I still have Cano ranked as a top 5 pick, possibly #4. A look at his home and away splits over his career show a slightly better average on the road compared to home, while there is a slight dip in power on the road. When you look at how he has fared over his career against some of the top arms in the AL West, it seems he will have no problem adjusting to facing these guys a few more times each season. Some of these splits are in small samples but Cano hits 0.333 against Yu Darvish, 0.320 against Derek Holland, 0.400 against Jered Weaver and 0.367 against CJ Wilson. He is a career 0.256 hitter against Oakland, though has only faced Brett Anderson, Jim Johnson and Scott Kazmir more than 9 times. You are selecting Cano this high due to his consistency and the fact that he plays 2B. If you do not select him in the top 5 you are most certainly not getting him. And no matter who you rank next at 2B is a downgrade and a higher risk for success. Since 2009, Cano has not batted under 0.300, hit less than 25 homers and driven in less than 85 runs (which he did in 2009 (109, 118, 94 and 107 RBI in other 4 years). Pay for consistency, there is time for taking some risks later in the draft.
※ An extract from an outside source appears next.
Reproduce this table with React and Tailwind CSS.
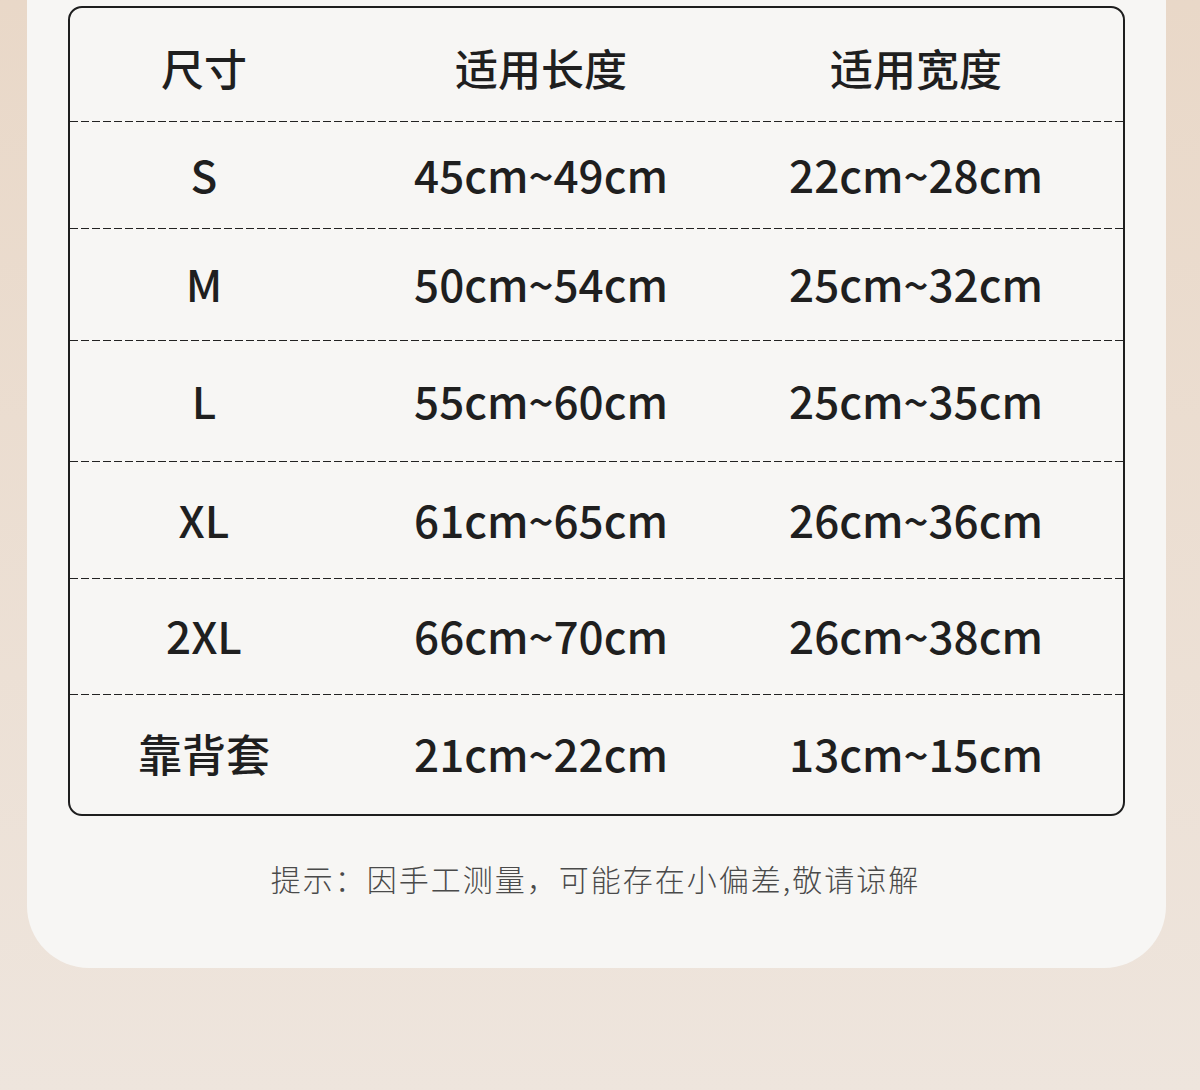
const ROWS = [
  { size: 'S', len: '45cm~49cm', wid: '22cm~28cm', h: 'h-[106px]' },
  { size: 'M', len: '50cm~54cm', wid: '25cm~32cm', h: 'h-[111px]' },
  { size: 'L', len: '55cm~60cm', wid: '25cm~35cm', h: 'h-[120px]' },
  { size: 'XL', len: '61cm~65cm', wid: '26cm~36cm', h: 'h-[116px]' },
  { size: '2XL', len: '66cm~70cm', wid: '26cm~38cm', h: 'h-[115px]' },
  { size: '靠背套', len: '21cm~22cm', wid: '13cm~15cm', h: 'h-[119px]' },
]

function Dash() {
  return <div className="h-px w-full bg-[repeating-linear-gradient(90deg,#222_0_8px,transparent_8px_11px)]" />
}

function Row({ a, b, c, h, head }) {
  return (
    <div className={`grid grid-cols-[268px_406px_344px] items-center ${h} ${head ? 'text-[43px] pt-[6px]' : 'text-[44px] pb-[3px]'}`}>
      <div className="text-center">{a}</div>
      <div className="text-center">{b}</div>
      <div className="text-center">{c}</div>
    </div>
  )
}

export default function App() {
  return (
    <div
      className="w-[1200px] h-[1090px] overflow-hidden bg-gradient-to-b from-[#e9d8c8] to-[#eee5dd] pl-[27px] pr-[34px]"
      style={{ fontFamily: '"Noto Sans CJK SC", "Noto Sans", sans-serif' }}
    >
      <div className="h-[968px] bg-[#f7f6f4] rounded-b-[62px] pl-[41px] pt-[6px]">
        <div className="w-[1057px] border-2 border-[#1e1e1e] rounded-[14px] text-[#1f1f1f] font-medium leading-none">
          <Row a="尺寸" b="适用长度" c="适用宽度" h="h-[113px]" head />
          {ROWS.map(r => (
            <div key={r.size}>
              <Dash />
              <Row a={r.size} b={r.len} c={r.wid} h={r.h} />
            </div>
          ))}
        </div>
        <p className="mt-[47px] w-[1055px] text-center text-[30px] text-[#4a4a4a] font-light tracking-[2px] leading-none">
          提示：因手工测量，可能存在小偏差,敬请谅解
        </p>
      </div>
    </div>
  )
}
The reason that everyone’s projections appear to be so close is because Cano is as consistent as anybody in the game. It seems that the general consensus of this panel is that Cano should be selected at pick five instead of between three and five. While his fantasy value takes a small hit, this is not the catastrophic event that some have made it out to be. Don’t be afraid to draft Robinson Cano in 2014.